帝国データバンク(東京都港区)は12月14日、2024年1月から本格的に運用が始まる改正電子帳簿保存法(電帳法)に対する企業の対応状況を調査した結果を発表した。有効回答企業数は1023社。
電帳法への対応義務化が迫るタイミング(12月8日~12日)で、「すでに対応できている」と回答した企業は28.5%と3割に満たないことが明らかになった。一方、「一部対応できている」(39.5%)、「現時点未対応だが、対応予定はある」(23.9%)を合わせて、6割超(63.4%)の企業が対応予定でありながら完了していない状況にある。対応済みの企業からは「クラウドサービスを購入。電子保存義務のある帳簿・書類以外も、電子保存してペーパーレス化を推進」(機械・器具卸売)と前向きな姿勢が見られたが、対応が完了していない企業からは「実際に運用を進めてみないと問題点が浮かんでこない。不安だらけ」(建設)など、運用開始後に様子を見て対応していくといった声が聞かれた。

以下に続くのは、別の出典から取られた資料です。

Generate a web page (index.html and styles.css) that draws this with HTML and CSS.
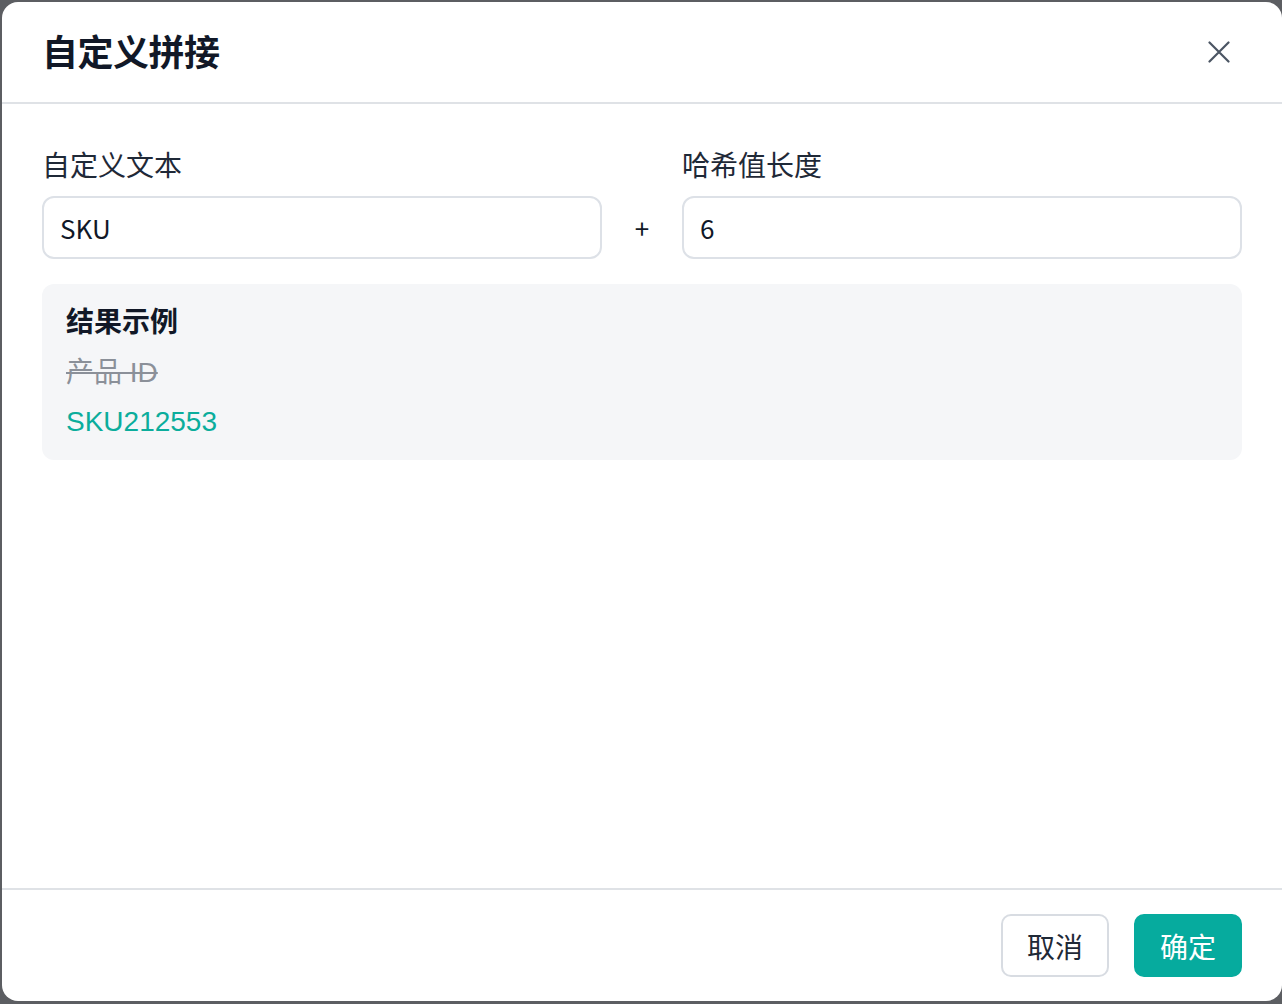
FILE: index.html
```html
<!DOCTYPE html>
<html lang="zh-CN">
<head>
    <meta charset="UTF-8">
    <meta name="viewport" content="width=device-width, initial-scale=1.0">
    <title>自定义拼接</title>
    <link rel="stylesheet" href="styles.css">
</head>
<body>
    <!-- 弹窗 -->
    <div class="modal">
        <div class="modal-header">
            <h2 class="modal-title">自定义拼接</h2>
            <button type="button" class="close-btn" aria-label="关闭">
                <svg width="22" height="22" viewBox="0 0 22 22" fill="none" stroke="#4b5563" stroke-width="2.2" stroke-linecap="round">
                    <path d="M1.5 1.5 L20.5 20.5 M20.5 1.5 L1.5 20.5"/>
                </svg>
            </button>
        </div>
        <div class="modal-body">
            <div class="field-row">
                <div class="field">
                    <label for="customText">自定义文本</label>
                    <input type="text" id="customText" value="SKU">
                </div>
                <div class="plus">+</div>
                <div class="field">
                    <label for="hashLength">哈希值长度</label>
                    <input type="text" id="hashLength" value="6">
                </div>
            </div>
            <!-- 结果示例 -->
            <div class="preview">
                <div class="preview-title">结果示例</div>
                <div class="preview-old">产品 ID</div>
                <div class="preview-new">SKU212553</div>
            </div>
        </div>
        <div class="modal-footer">
            <button type="button" class="btn btn-cancel">取消</button>
            <button type="button" class="btn btn-ok">确定</button>
        </div>
    </div>
</body>
</html>
```

FILE: styles.css
```css
/* 页面与遮罩 */
body {
    margin: 0;
    padding: 2px 0 2px 2px;
    background-color: #5c5e62;
    font-family: "Noto Sans CJK SC", "Noto Sans", sans-serif;
    color: #1f2937;
    height: 1004px;
    box-sizing: border-box;
    overflow: hidden;
}
/* 弹窗 */
.modal {
    background-color: #fff;
    border-radius: 16px;
    width: 1280px;
    height: 999px;
    display: flex;
    flex-direction: column;
    overflow: hidden;
}
.modal-header {
    height: 100px;
    display: flex;
    align-items: center;
    justify-content: space-between;
    padding: 0 52px 0 40px;
    border-bottom: 2px solid #dfe2e6;
    flex-shrink: 0;
}
.modal-title {
    margin: 0 0 4px;
    font-size: 36px;
    font-weight: 700;
    color: #111827;
    letter-spacing: -0.5px;
}
.close-btn {
    border: none;
    background: none;
    padding: 0;
    width: 22px;
    height: 22px;
    cursor: pointer;
    display: flex;
}
.modal-body {
    flex: 1;
    padding: 40px 40px 0;
}
.field-row {
    display: grid;
    grid-template-columns: 1fr 80px 1fr;
    align-items: end;
}
.field label {
    display: block;
    font-size: 28px;
    line-height: 40px;
    margin-bottom: 12px;
    color: #1f2937;
}
.field input {
    display: block;
    width: 100%;
    box-sizing: border-box;
    height: 63px;
    padding: 0 16px;
    font-family: "Noto Sans CJK SC", "Noto Sans", sans-serif;
    font-size: 26px;
    color: #111827;
    border: 2px solid #dde1e7;
    border-radius: 12px;
    outline: none;
}
.plus {
    height: 63px;
    line-height: 63px;
    text-align: center;
    font-size: 26px;
    color: #111827;
}
.preview {
    margin-top: 25px;
    background-color: #f5f6f8;
    border-radius: 12px;
    padding: 16px 24px 18px;
    font-family: "Liberation Sans", "Noto Sans CJK SC", sans-serif;
    font-size: 28px;
    line-height: 40px;
}
.preview-title {
    font-family: "Noto Sans CJK SC", sans-serif;
    font-weight: 700;
    color: #111827;
    margin-bottom: 13px;
}
.preview-old {
    color: #8b9099;
    text-decoration: line-through;
    margin-bottom: 9px;
}
.preview-new {
    color: #0bad9c;
}
/* 底部按钮 */
.modal-footer {
    border-top: 2px solid #dfe2e6;
    display: flex;
    justify-content: flex-end;
    gap: 25px;
    padding: 24px 40px 24px;
    flex-shrink: 0;
}
.btn {
    height: 63px;
    padding: 0 24px;
    font-family: "Noto Sans CJK SC", sans-serif;
    font-size: 28px;
    border-radius: 10px;
    cursor: pointer;
}
.btn-cancel {
    background-color: #fff;
    color: #1f2937;
    border: 2px solid #d8dce2;
}
.btn-ok {
    background-color: #06ab9e;
    color: #fff;
    border: 2px solid #06ab9e;
}
```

規模別では、「すでに対応できている」企業は「大企業」が38.8%と4割弱なのに対し、「中小企業」は26.8%、「小規模企業」は21.2%と10ポイント以上低く、企業規模が小さいほど対応が遅れている様子がうかがえた。
電帳法への対応にともなう懸念事項・課題について聞いたところ、95.6%が「懸念・課題あり」と回答。内容は「業務負担の増加(他業務への影響含む)」が69.8%と最も高く、次いで「社内での理解・連携不足」(43.4%)、「業務を適切に管理、遂行できるか不安」(39.2%)、「保存要件を満たしているか不安」(36.3%)が続いた。スタートが目前に迫るなか、「インボイス制度を含め業務負担が激増した」「社内システムで十分かを検証する時間が足りない」など、事務負担の増大や社内運用面での不安を抱える企業が多い。
10月のインボイス制度に続き、2024年1月からは電帳法の運用が本格的に始まる。電帳法では、原則として電子取引を行う企業や個人事業主に対し、電子的な方法で受領した請求書や領収書などを、電子データで保存することが義務付けられる。DXによる業務効率化やペーパーレス化の推進が期待される一方、業務負担の大幅増加など課題もあることから、定着までに一定の時間を要するため、中小企業を中心にシステムなどの導入コストや運用面でのサポートといった、負担軽減につながる施策が求められるとした。